Padmore, 18, who played the flute with the youth orchestra for nine years, is a recent graduate of Cicely Tyson High School in East Orange. With no orchestra at school, she says that playing with the ensemble opened up a whole new world to her — and is the reason she is pursuing music in college at Bucknell University.
Grogan tells stories about composers and encourages students to relate the music to events in their lives.
As a contrast to their current leader, Padmore and her fellow musicians describe previous conductors at school or in other orchestras who would speak in riddles, gesticulate incomprehensibly or launch into long, rambling tirades. One even threw a baton.
Even for New Jersey’s resident youth conductor, striking the right tone is a challenge. Watching him, there’s a mixture of elevated maestro and a friend who’s on the students’ level.
Before pursuing full-time conducting, Grogan taught in Texas public schools, then he spent 12 years teaching college students at the University of Michigan and Ithaca College. Drawing in part on those experiences, he saves his most enthusiastic moments of praise for the minute something locks in just right.
“The ultimate trust of a student is for their teacher to be honest with them,” he says.
“Some of the kids like it when you say, ‘Do this!’ ” he barks, slapping his hands together as though he were a strict teacher rapping a ruler against a desk.
“Then, if they have a certain vibe with you, a certain level of respect, you can ask them for what you want and get more results.”
“But if I do that all the time, it doesn’t work.

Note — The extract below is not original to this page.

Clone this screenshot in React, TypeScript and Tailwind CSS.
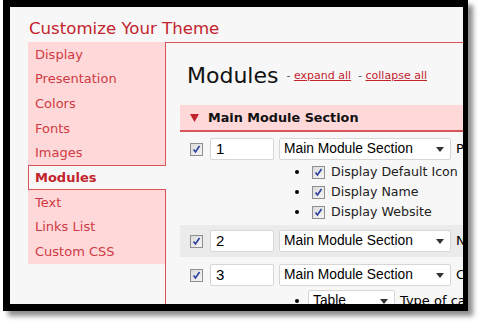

Kids are interesting beings.”
galvanized efforts
Besides the difficulty of capturing his students’ attention, for each ensemble with which Grogan works, he faces a climate in which orchestras across the country are struggling. As arts education programs in schools are cut, the role of ensembles such as the Newark youth orchestra and the New Jersey Youth Symphony can be more pivotal to students than ever, but fundraising and setting an organizational agenda are industry-wide challenges.
When Grogan came on board at the New Jersey Youth Symphony, says executive director Derek Mithaug, it was “a very contentious time.”
“Since 2008, it’s been very difficult for these kinds of youth organizations to stay afloat,” he says. “It takes a lot of work and there’s not much financial support for qualified people to do that work.”
“What you need is someone to come in and rally everyone together, and then you need that personality to attract really qualified staff.”
Two new staff members joined the ensemble under Grogan’s leadership, and this summer, he accompanied students to Vienna to play at the historic Musikverein, where Johannes Brahms once performed. This year, based on the board’s approval, he was promoted from music director to artistic director.
“For quite a while, it was uncertain how the organization would continue on its current course,” Mithaug says. “When Jeff stepped on board, it seemed to kind of galvanize everyone — donors started coming out, parents started stepping forward. It had an immense impact on the overall institution.”
musical connection
When Janice Chun plays the solo part of Mendelssohn’s violin concerto, she gets shivers down her spine. Chun, 14, just graduated from Tenafly Middle School and was the Greater Newark Youth Orchestra concertmaster last season.
“The whole orchestra is booming,” she says. “It’s like a conversation, almost like my violin is speaking to them.”
The concerto, which Chun performed in June, was her first. Grogan took her aside during rehearsals to ask how life was going, and made her feel comfortable with the daunting task.
“The best thing is putting your small part into a whole mesh of other parts and just making one piece of music sound perfect,” says Daniel Minogue, an 18-year-old trumpet player from Plainfield.
“It’s a new way of connecting. … you become one.”
“Music’s the ultimate kid magnet,” Grogan says. “It pulls them together — they don’t have to talk, they can just do this and all communicate.”
Grogan travels often for his various gigs, and a month can go by without a single day off. Between rehearsals, he’s at the airport. Some days, it’s tough; some days are overwhelming.
But if that’s the case when he’s leading the youth orchestra at this rehearsal, it doesn’t show. By the time the rehearsal ends, those bulls-eyes have been hit, annihilation has been avoided, the horn players and violinists have started to pack up their cases — and Grogan has just one desire.
“I wish we had six more hours!” he says.